En mars 2023 va avoir lieu la première Conférence des Nations Unies sur l’eau depuis 45 ans. La question de l’accès à l’eau potable et à l’assainissement sera l’un des principaux thèmes de discussion. Chaque pays, chaque acteur va présenter ce qu’il fait de bien pour la gestion de l’eau. Mais, va-t-on continuer à parler progrès des infrastructures ou va-t-on enfin regarder ce qui reste à faire et parler des progrès et difficultés dans la réduction des besoins ? Va-t-on accepter de voir que l’accès à l’eau potable ou à l’assainissement se dégrade pour certaines populations et viser à un sursaut politique permettant de renverser cette dynamique ? Tous les gouvernements arriveront à cette Conférence en sachant très bien qu’une accélération radicale des efforts est nécessaire. L’ONU parle d’un quadruplement. Mais aucune accélération n’est encore perceptible. Le déclic interviendra-t-il à New York en mars 2023 ou va-t-il falloir très vite une nouvelle Conférence ONU sur l’Eau ?
Gérard Payen
Gérard Payen travaille depuis plus de 35 ans à la résolution de problèmes liés à l’eau dans tous les pays. Conseiller pour l’Eau du Secrétaire Général des Nations Unies (membre de UNSGAB) de 2004 à 2015, il a contribué à la reconnaissance des Droits de l’Homme à l’eau potable et à l’assainissement ainsi qu’à l’adoption des nombreux objectifs mondiaux de Développement Durable liés à l’eau. Il est aujourd’hui administrateur de 3 grandes associations françaises dédiées à l’Eau et continue à travailler à la mobilisation de la communauté internationale pour une meilleure gestion des problèmes liés à l’eau, ce qui passe par des politiques publiques plus ambitieuses. Simultanément depuis 2009, il conseille les agences des Nations Unies qui produisent les statistiques mondiales relatives à l’Eau.
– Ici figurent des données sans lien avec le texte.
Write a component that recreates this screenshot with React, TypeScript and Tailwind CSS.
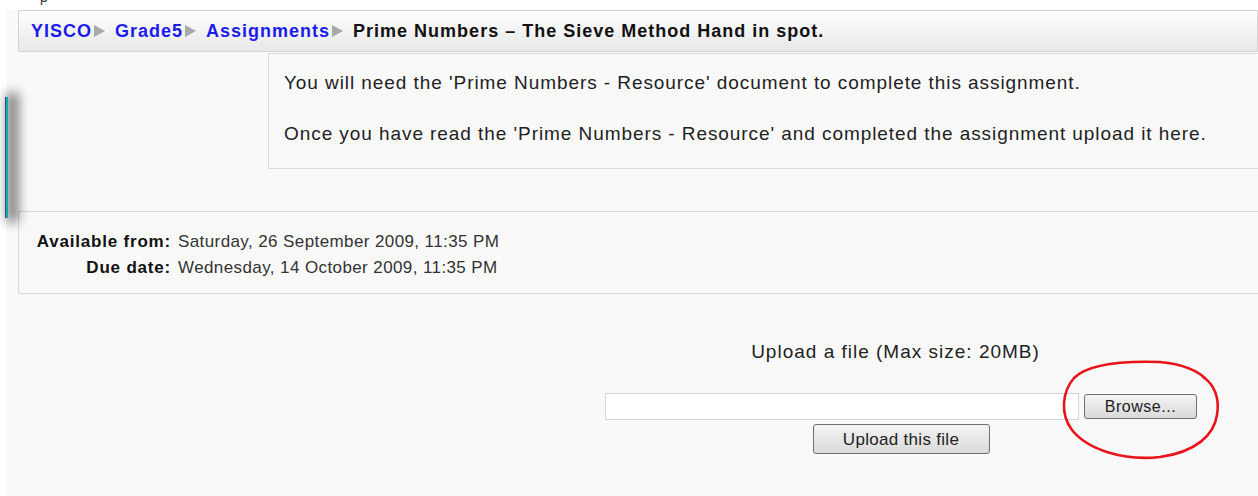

Impressionné par le nombre d’idées fausses sur la nature des problèmes liés à l’eau, idées qui gênent les pouvoirs publics dans leurs prises des décisions, il a publié en 2013 un livre pour démonter ces idées reçues.
[1] A l’exception de l’accès basique à l’eau, un niveau d’accès très insuffisant, pour lequel ces données sont publiées.